## begin Data excerpt
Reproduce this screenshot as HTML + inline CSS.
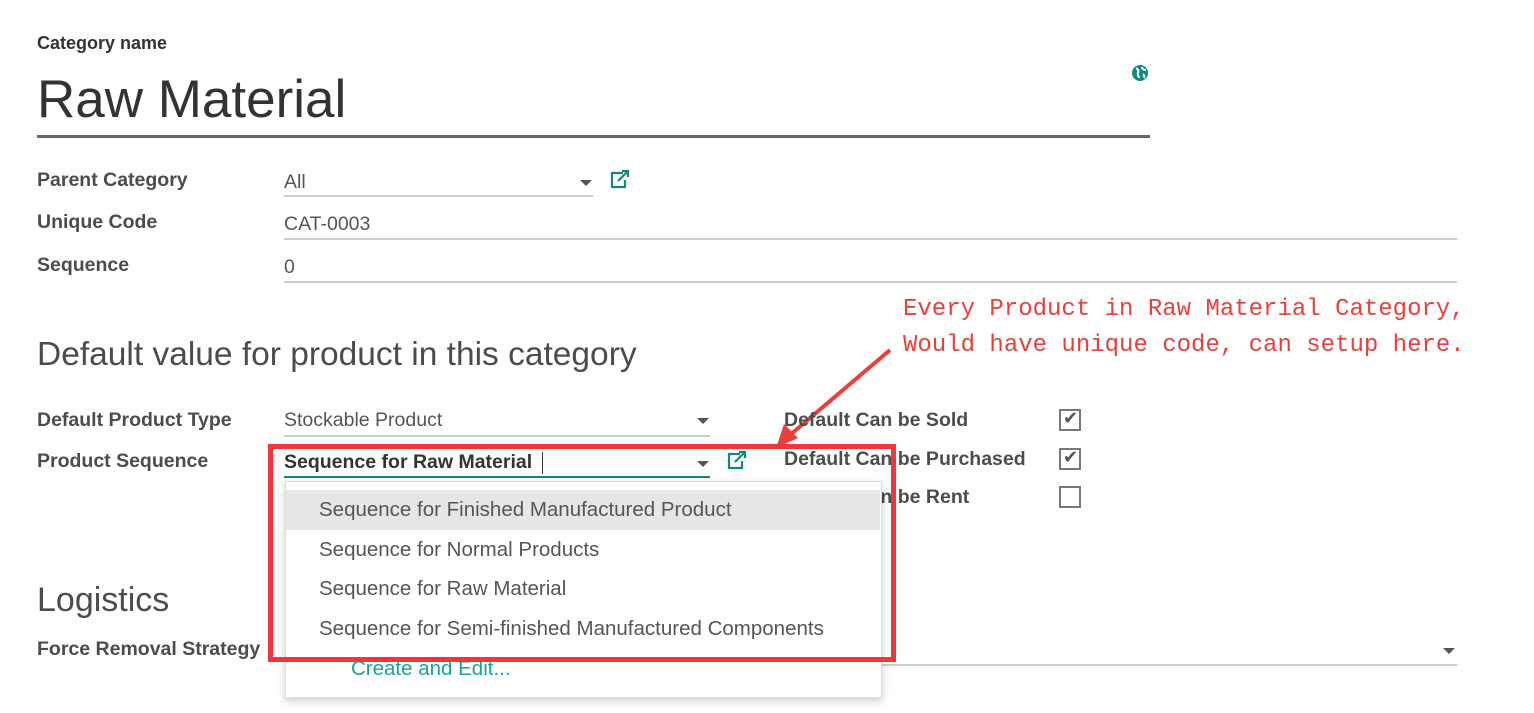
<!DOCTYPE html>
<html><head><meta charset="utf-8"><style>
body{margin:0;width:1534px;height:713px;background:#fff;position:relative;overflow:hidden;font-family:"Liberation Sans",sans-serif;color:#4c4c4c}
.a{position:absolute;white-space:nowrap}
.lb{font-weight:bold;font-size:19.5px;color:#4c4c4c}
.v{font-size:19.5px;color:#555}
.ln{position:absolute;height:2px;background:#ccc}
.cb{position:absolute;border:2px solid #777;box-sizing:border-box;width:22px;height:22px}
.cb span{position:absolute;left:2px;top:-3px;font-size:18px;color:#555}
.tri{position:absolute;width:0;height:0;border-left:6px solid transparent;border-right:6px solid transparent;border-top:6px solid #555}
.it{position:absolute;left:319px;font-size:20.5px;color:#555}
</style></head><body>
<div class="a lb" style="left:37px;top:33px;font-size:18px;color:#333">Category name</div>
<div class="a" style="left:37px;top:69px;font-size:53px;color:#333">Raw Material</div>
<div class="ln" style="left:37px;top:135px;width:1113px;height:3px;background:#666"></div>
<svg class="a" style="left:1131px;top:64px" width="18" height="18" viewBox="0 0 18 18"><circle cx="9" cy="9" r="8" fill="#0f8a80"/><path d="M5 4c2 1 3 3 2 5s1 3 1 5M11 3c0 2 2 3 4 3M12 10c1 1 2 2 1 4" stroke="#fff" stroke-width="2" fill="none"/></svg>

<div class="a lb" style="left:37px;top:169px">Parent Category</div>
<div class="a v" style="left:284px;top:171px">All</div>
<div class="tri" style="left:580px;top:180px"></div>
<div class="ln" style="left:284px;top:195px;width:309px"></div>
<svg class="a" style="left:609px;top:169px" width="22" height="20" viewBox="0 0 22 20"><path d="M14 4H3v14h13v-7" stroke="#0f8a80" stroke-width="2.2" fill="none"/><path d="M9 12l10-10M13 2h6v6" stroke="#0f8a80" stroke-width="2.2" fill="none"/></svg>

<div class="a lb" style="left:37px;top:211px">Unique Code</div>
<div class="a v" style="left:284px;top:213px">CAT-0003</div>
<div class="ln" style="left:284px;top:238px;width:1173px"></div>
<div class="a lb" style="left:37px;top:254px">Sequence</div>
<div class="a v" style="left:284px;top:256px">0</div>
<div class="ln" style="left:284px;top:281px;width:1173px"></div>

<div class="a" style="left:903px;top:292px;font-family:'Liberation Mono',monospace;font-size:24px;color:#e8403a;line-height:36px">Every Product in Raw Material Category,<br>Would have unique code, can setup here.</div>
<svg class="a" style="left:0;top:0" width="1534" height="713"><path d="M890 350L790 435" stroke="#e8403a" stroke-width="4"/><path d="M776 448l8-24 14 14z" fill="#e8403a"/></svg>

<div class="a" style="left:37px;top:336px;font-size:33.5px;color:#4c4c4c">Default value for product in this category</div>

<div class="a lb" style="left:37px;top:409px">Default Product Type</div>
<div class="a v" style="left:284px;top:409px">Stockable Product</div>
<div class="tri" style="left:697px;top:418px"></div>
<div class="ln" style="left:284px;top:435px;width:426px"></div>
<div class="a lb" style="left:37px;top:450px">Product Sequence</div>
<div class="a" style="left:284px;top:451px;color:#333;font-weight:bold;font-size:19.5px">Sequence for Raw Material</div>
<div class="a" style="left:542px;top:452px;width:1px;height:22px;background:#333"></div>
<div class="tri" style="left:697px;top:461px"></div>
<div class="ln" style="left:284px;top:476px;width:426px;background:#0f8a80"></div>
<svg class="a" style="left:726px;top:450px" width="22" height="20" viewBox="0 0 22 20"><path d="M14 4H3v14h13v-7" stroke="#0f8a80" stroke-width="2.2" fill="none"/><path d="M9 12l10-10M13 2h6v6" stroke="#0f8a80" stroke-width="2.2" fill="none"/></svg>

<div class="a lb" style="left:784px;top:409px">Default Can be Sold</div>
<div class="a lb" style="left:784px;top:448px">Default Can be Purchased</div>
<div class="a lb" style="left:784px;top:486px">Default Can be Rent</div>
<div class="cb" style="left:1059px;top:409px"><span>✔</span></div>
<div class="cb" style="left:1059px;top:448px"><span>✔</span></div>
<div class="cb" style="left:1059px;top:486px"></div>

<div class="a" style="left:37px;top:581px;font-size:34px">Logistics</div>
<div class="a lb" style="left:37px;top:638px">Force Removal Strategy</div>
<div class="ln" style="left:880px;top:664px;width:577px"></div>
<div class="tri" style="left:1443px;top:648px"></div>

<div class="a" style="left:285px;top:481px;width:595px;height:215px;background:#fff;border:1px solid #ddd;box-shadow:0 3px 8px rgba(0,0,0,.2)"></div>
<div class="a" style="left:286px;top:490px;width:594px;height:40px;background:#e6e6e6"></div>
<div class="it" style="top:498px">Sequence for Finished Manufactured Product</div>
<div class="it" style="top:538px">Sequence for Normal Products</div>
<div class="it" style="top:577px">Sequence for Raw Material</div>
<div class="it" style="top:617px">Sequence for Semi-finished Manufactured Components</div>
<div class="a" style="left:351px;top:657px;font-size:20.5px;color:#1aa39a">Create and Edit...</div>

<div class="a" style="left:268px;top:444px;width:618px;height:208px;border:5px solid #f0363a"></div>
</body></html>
## end Data excerpt
Copy out all the data without changing anything, and drop the pictures.

● **Solution to the exercise**
Reproduce this screenshot as HTML + inline CSS.
<!DOCTYPE html>
<html><head><meta charset="utf-8"><style>
body{margin:0;width:1534px;height:713px;background:#fff;position:relative;overflow:hidden;font-family:"Liberation Sans",sans-serif;color:#4c4c4c}
.a{position:absolute;white-space:nowrap}
.lb{font-weight:bold;font-size:19.5px;color:#4c4c4c}
.v{font-size:19.5px;color:#555}
.ln{position:absolute;height:2px;background:#ccc}
.cb{position:absolute;border:2px solid #777;box-sizing:border-box;width:22px;height:22px}
.cb span{position:absolute;left:2px;top:-3px;font-size:18px;color:#555}
.tri{position:absolute;width:0;height:0;border-left:6px solid transparent;border-right:6px solid transparent;border-top:6px solid #555}
.it{position:absolute;left:319px;font-size:20.5px;color:#555}
</style></head><body>
<div class="a lb" style="left:37px;top:33px;font-size:18px;color:#333">Category name</div>
<div class="a" style="left:37px;top:69px;font-size:53px;color:#333">Raw Material</div>
<div class="ln" style="left:37px;top:135px;width:1113px;height:3px;background:#666"></div>
<svg class="a" style="left:1131px;top:64px" width="18" height="18" viewBox="0 0 18 18"><circle cx="9" cy="9" r="8" fill="#0f8a80"/><path d="M5 4c2 1 3 3 2 5s1 3 1 5M11 3c0 2 2 3 4 3M12 10c1 1 2 2 1 4" stroke="#fff" stroke-width="2" fill="none"/></svg>

<div class="a lb" style="left:37px;top:169px">Parent Category</div>
<div class="a v" style="left:284px;top:171px">All</div>
<div class="tri" style="left:580px;top:180px"></div>
<div class="ln" style="left:284px;top:195px;width:309px"></div>
<svg class="a" style="left:609px;top:169px" width="22" height="20" viewBox="0 0 22 20"><path d="M14 4H3v14h13v-7" stroke="#0f8a80" stroke-width="2.2" fill="none"/><path d="M9 12l10-10M13 2h6v6" stroke="#0f8a80" stroke-width="2.2" fill="none"/></svg>

<div class="a lb" style="left:37px;top:211px">Unique Code</div>
<div class="a v" style="left:284px;top:213px">CAT-0003</div>
<div class="ln" style="left:284px;top:238px;width:1173px"></div>
<div class="a lb" style="left:37px;top:254px">Sequence</div>
<div class="a v" style="left:284px;top:256px">0</div>
<div class="ln" style="left:284px;top:281px;width:1173px"></div>

<div class="a" style="left:903px;top:292px;font-family:'Liberation Mono',monospace;font-size:24px;color:#e8403a;line-height:36px">Every Product in Raw Material Category,<br>Would have unique code, can setup here.</div>
<svg class="a" style="left:0;top:0" width="1534" height="713"><path d="M890 350L790 435" stroke="#e8403a" stroke-width="4"/><path d="M776 448l8-24 14 14z" fill="#e8403a"/></svg>

<div class="a" style="left:37px;top:336px;font-size:33.5px;color:#4c4c4c">Default value for product in this category</div>

<div class="a lb" style="left:37px;top:409px">Default Product Type</div>
<div class="a v" style="left:284px;top:409px">Stockable Product</div>
<div class="tri" style="left:697px;top:418px"></div>
<div class="ln" style="left:284px;top:435px;width:426px"></div>
<div class="a lb" style="left:37px;top:450px">Product Sequence</div>
<div class="a" style="left:284px;top:451px;color:#333;font-weight:bold;font-size:19.5px">Sequence for Raw Material</div>
<div class="a" style="left:542px;top:452px;width:1px;height:22px;background:#333"></div>
<div class="tri" style="left:697px;top:461px"></div>
<div class="ln" style="left:284px;top:476px;width:426px;background:#0f8a80"></div>
<svg class="a" style="left:726px;top:450px" width="22" height="20" viewBox="0 0 22 20"><path d="M14 4H3v14h13v-7" stroke="#0f8a80" stroke-width="2.2" fill="none"/><path d="M9 12l10-10M13 2h6v6" stroke="#0f8a80" stroke-width="2.2" fill="none"/></svg>

<div class="a lb" style="left:784px;top:409px">Default Can be Sold</div>
<div class="a lb" style="left:784px;top:448px">Default Can be Purchased</div>
<div class="a lb" style="left:784px;top:486px">Default Can be Rent</div>
<div class="cb" style="left:1059px;top:409px"><span>✔</span></div>
<div class="cb" style="left:1059px;top:448px"><span>✔</span></div>
<div class="cb" style="left:1059px;top:486px"></div>

<div class="a" style="left:37px;top:581px;font-size:34px">Logistics</div>
<div class="a lb" style="left:37px;top:638px">Force Removal Strategy</div>
<div class="ln" style="left:880px;top:664px;width:577px"></div>
<div class="tri" style="left:1443px;top:648px"></div>

<div class="a" style="left:285px;top:481px;width:595px;height:215px;background:#fff;border:1px solid #ddd;box-shadow:0 3px 8px rgba(0,0,0,.2)"></div>
<div class="a" style="left:286px;top:490px;width:594px;height:40px;background:#e6e6e6"></div>
<div class="it" style="top:498px">Sequence for Finished Manufactured Product</div>
<div class="it" style="top:538px">Sequence for Normal Products</div>
<div class="it" style="top:577px">Sequence for Raw Material</div>
<div class="it" style="top:617px">Sequence for Semi-finished Manufactured Components</div>
<div class="a" style="left:351px;top:657px;font-size:20.5px;color:#1aa39a">Create and Edit...</div>

<div class="a" style="left:268px;top:444px;width:618px;height:208px;border:5px solid #f0363a"></div>
</body></html>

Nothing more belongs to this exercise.